1. Structurally, many features are those of a CS: movement held by a fat brass "base metal" ring to support it inside the case, lugs with nipples (or whatever you call them) akin to those of a CS watch, the correct cheapo (Landeron 148) movement for a CS
2. movement finissage is rather underwhelming for a more luxurious brand like Baume & Mercier. In case you are wondering: the engraved chrono bridge doesn't mean a thing - Landeron only put the generics (17 jewels, Swiss made,...) on their movements and leave the end user to apply extra writing so even the real ones have post hoc lettering, showing how easy it is to do that
3. we have had rather too many faked B&M chronographs here in the past!

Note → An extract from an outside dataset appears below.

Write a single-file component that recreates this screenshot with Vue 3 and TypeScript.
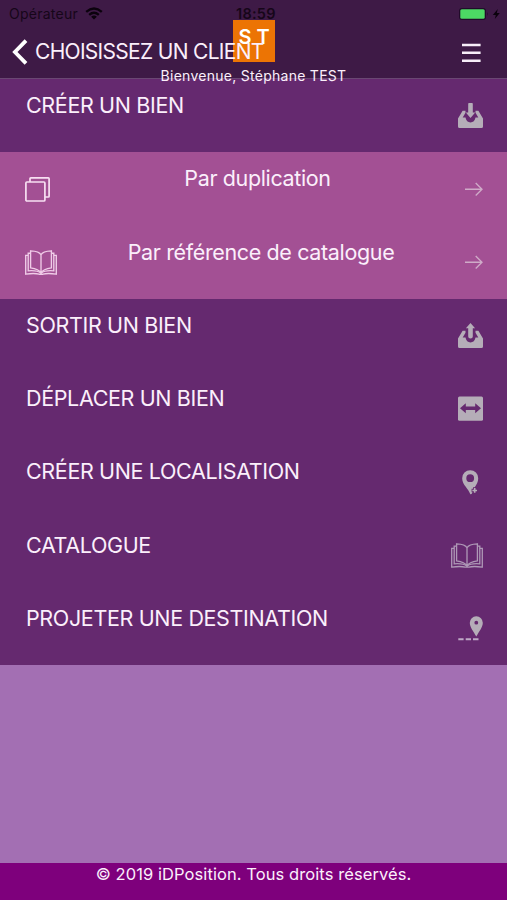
<script setup lang="ts">
type IconName = 'inbox' | 'outbox' | 'move' | 'pin' | 'book' | 'route'

interface SubItem {
  label: string
  icon: 'copy' | 'book'
}

interface MenuItem {
  label: string
  icon: IconName
  children?: SubItem[]
}

const items: MenuItem[] = [
  {
    label: 'CRÉER UN BIEN',
    icon: 'inbox',
    children: [
      { label: 'Par duplication', icon: 'copy' },
      { label: 'Par référence de catalogue', icon: 'book' },
    ],
  },
  { label: 'SORTIR UN BIEN', icon: 'outbox' },
  { label: 'DÉPLACER UN BIEN', icon: 'move' },
  { label: 'CRÉER UNE LOCALISATION', icon: 'pin' },
  { label: 'CATALOGUE', icon: 'book' },
  { label: 'PROJETER UNE DESTINATION', icon: 'route' },
]
</script>

<template>
  <div class="app">
    <header class="header">
      <div class="status">
        <span class="carrier">Opérateur</span>
        <svg class="wifi" width="18" height="13" viewBox="0 0 18 13" fill="none" stroke="#0b020d" stroke-width="2.4">
          <path d="M1.2 4.8Q9-1.8 16.8 4.8M4.2 7.8Q9 3.8 13.8 7.8" />
          <path d="M9 12.5 6.1 9.7Q9 7.4 11.9 9.7Z" fill="#0b020d" stroke="none" />
        </svg>
        <span class="time">18:59</span>
        <svg class="battery" width="45" height="14" viewBox="0 0 45 14">
          <rect x="2" y="1" width="27" height="12" rx="3" fill="#210b2a" />
          <rect x="3.3" y="2.3" width="24.4" height="9.4" rx="1.5" fill="#4cd964" />
          <path d="M30 5q1.5 2 0 4Z" fill="#210b2a" />
          <path d="m40.8 2-5 5.900h3l-1 4.200 5-6h-3Z" fill="#0b020d" />
        </svg>
      </div>
      <div class="nav">
        <svg class="back" width="16" height="26" viewBox="0 0 16 26" fill="none" stroke="#fff" stroke-width="3.8">
          <path d="M14 1.600 2.900 13 14 24.400" />
        </svg>
        <h1 class="title">CHOISISSEZ UN CLIENT</h1>
        <svg class="burger" width="19" height="20" viewBox="0 0 19 20" fill="#f8eef9">
          <path d="M0 .8h18.600v2.500H0zM0 8.600h18.600v2.500H0zM0 16.400h18.600v2.500H0z" />
        </svg>
      </div>
      <div class="avatar">S T</div>
      <p class="welcome">Bienvenue, Stéphane TEST</p>
    </header>

    <main class="menu">
      <template v-for="item in items" :key="item.label">
        <div class="row">
          <span class="label">{{ item.label }}</span>
          <svg v-if="item.icon === 'inbox' || item.icon === 'outbox'" class="icon" width="25" height="25" viewBox="0 0 25 25" fill="#b5adb8">
            <path d="M0 15.500 4.600 7.700h2.900v2.100L4.700 14.500H7.500C8 17.700 9.900 19.400 12.500 19.400S17 17.700 17.500 14.500h2.800L17.500 9.800V7.700h2.900L25 15.500v8q0 1.500-1.500 1.500h-22Q0 25 0 23.500Z" />
            <path v-if="item.icon === 'inbox'" d="M11 0h3q.8 0 .8.800v8.800h2.400L12.500 15 7.800 9.600h2.400V.8Q10.200 0 11 0Z" />
            <path v-else d="m12.500 0 4.600 5.300h-2.300v8.200q0 2-2.300 2t-2.300-2V5.300H7.900Z" />
          </svg>
          <svg v-else-if="item.icon === 'move'" class="icon" width="25" height="25" viewBox="0 0 25 25">
            <rect y=".4" width="25" height="24.400" rx="1.500" fill="#b5adb8" />
            <path d="m2 12.200 5.800-5v3.200h9.400V7.200l5.800 5-5.800 5V14H7.800v3.200Z" fill="#65296f" />
          </svg>
          <svg v-else-if="item.icon === 'pin'" class="icon pin" width="17" height="25" viewBox="0 0 17 25">
            <path fill="#b5adb8" fill-rule="evenodd" d="M8.200.2a8 8 0 0 1 8 8.200c0 3.500-1.800 6.200-3.400 8.800L9.600 24l-1.300.3C7 19 .2 14.700.2 8.400a8 8 0 0 1 8-8.200Zm0 4.100a3.900 3.900 0 1 0 0 7.800 3.900 3.900 0 0 0 0-7.800Z" />
            <path d="M12.700 17.300v6.300M9.600 20.450h6.200" stroke="#65296f" stroke-width="3.400" />
            <path d="M12.700 18.100v4.700M10.350 20.450h4.700" stroke="#b5adb8" stroke-width="1.600" />
          </svg>
          <svg v-else-if="item.icon === 'book'" class="icon" width="32" height="25" viewBox="0 0 32 25" fill="none" stroke="#ae98b6" stroke-width="1.300">
            <path d="M16 4.800C17.300 2 21.500 1 26.400.8v17C21.500 18.400 17.700 19.700 16 23 14.300 19.700 10.500 18.400 5.600 17.800V.8C10.500 1 14.700 2 16 4.800V23" />
            <path d="M5.600 3.200H3.200v17.600c5-.4 9.800-.2 12.800 2.400 3-2.600 7.800-2.800 12.800-2.400V3.200h-2.400" />
            <path d="M3.200 5.400H.7v18.700c5-.7 9.400-1.200 13.300.1h4c3.900-1.300 8.300-.8 13.300-.1V5.400h-2.500" />
          </svg>
          <svg v-else class="icon" width="25" height="25" viewBox="0 0 25 25">
            <path fill="#b5adb8" fill-rule="evenodd" d="M18.300.2a6.500 6.500 0 0 1 6.500 6.600c0 4.500-3.700 8.600-6.500 13.800-2.800-5.200-6.500-9.300-6.500-13.800A6.500 6.500 0 0 1 18.300.2Zm0 4.600a1.900 1.900 0 1 0 0 3.800 1.900 1.900 0 0 0 0-3.800Z" />
            <path d="M.3 23.300h5.300M7.700 23.300H13M15 23.300h5.500" stroke="#bea9c6" stroke-width="2" />
          </svg>
        </div>

        <div v-for="child in item.children" :key="child.label" class="row sub">
          <svg v-if="child.icon === 'copy'" class="icon" width="25" height="25" viewBox="0 0 25 25" fill="none" stroke="#f8dff2" stroke-width="1.700">
            <rect x=".9" y="5" width="19" height="19" rx="1" />
            <path d="M5 5V1.700q0-.8.800-.8h17.500q.8 0 .8.800v17.500q0 .8-.8.800H20" />
          </svg>
          <svg v-else class="icon" width="32" height="25" viewBox="0 0 32 25" fill="none" stroke="#f0cce8" stroke-width="1.350">
            <path d="M16 4.800C17.300 2 21.500 1 26.400.8v17C21.500 18.400 17.700 19.700 16 23 14.300 19.700 10.500 18.400 5.600 17.800V.8C10.500 1 14.700 2 16 4.800V23" />
            <path d="M5.600 3.200H3.200v17.600c5-.4 9.800-.2 12.800 2.400 3-2.600 7.800-2.800 12.800-2.400V3.200h-2.400" />
            <path d="M3.200 5.400H.7v18.700c5-.7 9.400-1.200 13.300.1h4c3.900-1.300 8.300-.8 13.300-.1V5.400h-2.500" />
          </svg>
          <span class="label">{{ child.label }}</span>
          <svg class="icon" width="18" height="25" viewBox="0 0 18 25" fill="none" stroke="#cfabc8" stroke-width="1.350">
            <path d="M0 12.200h17M10.700 5.900l6.300 6.300-6.300 6.300" />
          </svg>
        </div>
      </template>
    </main>

    <footer class="footer">© 2019 iDPosition. Tous droits réservés.</footer>
  </div>
</template>

<style>
body {
  margin: 0;
}
</style>

<style scoped>
.app {
  display: flex;
  flex-direction: column;
  height: 900px;
  overflow: hidden;
  background: #a36fb3;
  color: #fbeffb;
  font-family: Inter, "Liberation Sans", sans-serif;
}

.header {
  position: relative;
  flex: none;
  box-sizing: border-box;
  height: 79px;
  background: #3e1a46;
  border-bottom: 1px solid #6a4773;
}

.status {
  display: flex;
  align-items: center;
  height: 27px;
  padding: 0 5px 0 9px;
  color: #160619;
  font-size: 14px;
  letter-spacing: 0.25px;
}

.wifi {
  margin-left: 7px;
}

.time {
  position: absolute;
  left: 236px;
  top: 5px;
  line-height: 18px;
  font-size: 14.500px;
  font-weight: 600;
}

.battery {
  margin-left: auto;
}

.nav {
  display: flex;
  align-items: center;
  height: 50px;
  padding: 0 26px 0 12px;
}

.title {
  position: relative;
  z-index: 2;
  margin: 0 0 0 7px;
  font-size: 21px;
  font-weight: 400;
  line-height: 30px;
  letter-spacing: -0.7px;
  white-space: nowrap;
}

.burger {
  margin-left: auto;
  margin-top: 2px;
}

.avatar {
  position: absolute;
  left: 233px;
  top: 20px;
  width: 42px;
  height: 42px;
  background: #ec7404;
  color: #fff;
  font-size: 20px;
  font-weight: 600;
  line-height: 34px;
  text-align: center;
}

.welcome {
  position: absolute;
  left: 0;
  right: 0;
  top: 66px;
  z-index: 2;
  margin: 0;
  font-size: 14px;
  line-height: 20px;
  letter-spacing: 0.27px;
  text-align: center;
}

.menu {
  display: flex;
  flex: none;
  flex-direction: column;
}

.row {
  display: flex;
  align-items: flex-start;
  justify-content: space-between;
  box-sizing: border-box;
  height: 73.300px;
  padding: 12px 24px 0 26px;
  background: #65296f;
}

.sub {
  padding-left: 25px;
  background: #a35094;
}

.label {
  font-size: 21.500px;
  line-height: 28px;
  letter-spacing: -0.360px;
  white-space: nowrap;
}

.sub .label {
  flex: 1;
  text-align: center;
}

.icon {
  flex: none;
  margin-top: 12.300px;
}

.pin {
  margin-right: 4px;
}

.footer {
  flex: none;
  box-sizing: border-box;
  height: 37px;
  margin-top: auto;
  background: #7e007c;
  font-size: 16.500px;
  line-height: 22px;
  letter-spacing: 0.080px;
  text-align: center;
}
</style>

Clearer pictures would help clinch (or disprove) this assessment. However, as it currently stands, I am fairly sure that I am correct.

Hartmut Richter
I haven't seen a BM chronograph from this era that isn't a Landeron, as opposed to Venus, Lemania Valjoux etc. Could just mean they're all fake, but don't know enough about these watches, as I can't find any resource about BM chronos and what's "legit" for this era. Definitely LOTS of fakes on fleabay. As for movement finishing being underwhelming, same thing--I haven't seen one of these Landeron BMs with nice beveled edges, Côtes de Genève or the like. Post ad-hoc lettering, the lettering is gold inside, and the bridge doesn't look like a different replacement. Skittish about prying this back off myself, so just had the seller's angled pic. The back itself doesn't look wafer thin as some of the (other) CS watches.

If this is a Chronographe Suisse watch, is there a way to tell how flimsy the gold case is? I've heard they used sheet gold metal, I was tapping around looking for a hollow sound, but seems solid to me?



I think the outer telemeter number ring has been re dialed at some point , not sure on black dial for these .

Whats the case ref number on the case back ?
Thanks for the comments. I forgot to mention this is a Landeron 148, reference number is 3922 in the back. The caseback, case and typography is consistent with other ref 3922s that I've found on the net, such as this one:

https://omegaforums.net/threads/baume-mercier-solid-18k-yellow-gold-two-register-chronograph-from-the-1940s.5810/

Yeah I do think the outer telemetre ring is redone since it's so much more intact than the faded inner ring. I've found another movement/dial with the same coloring as mine:
https://www.ebay.com/itm/BAUME-MERCIER-Mouvement-Chronographe-Telemetre/333255209763

A bad redial
I have a month to return this watch, so if you can point me to why it's a redial that'd be much appreciated.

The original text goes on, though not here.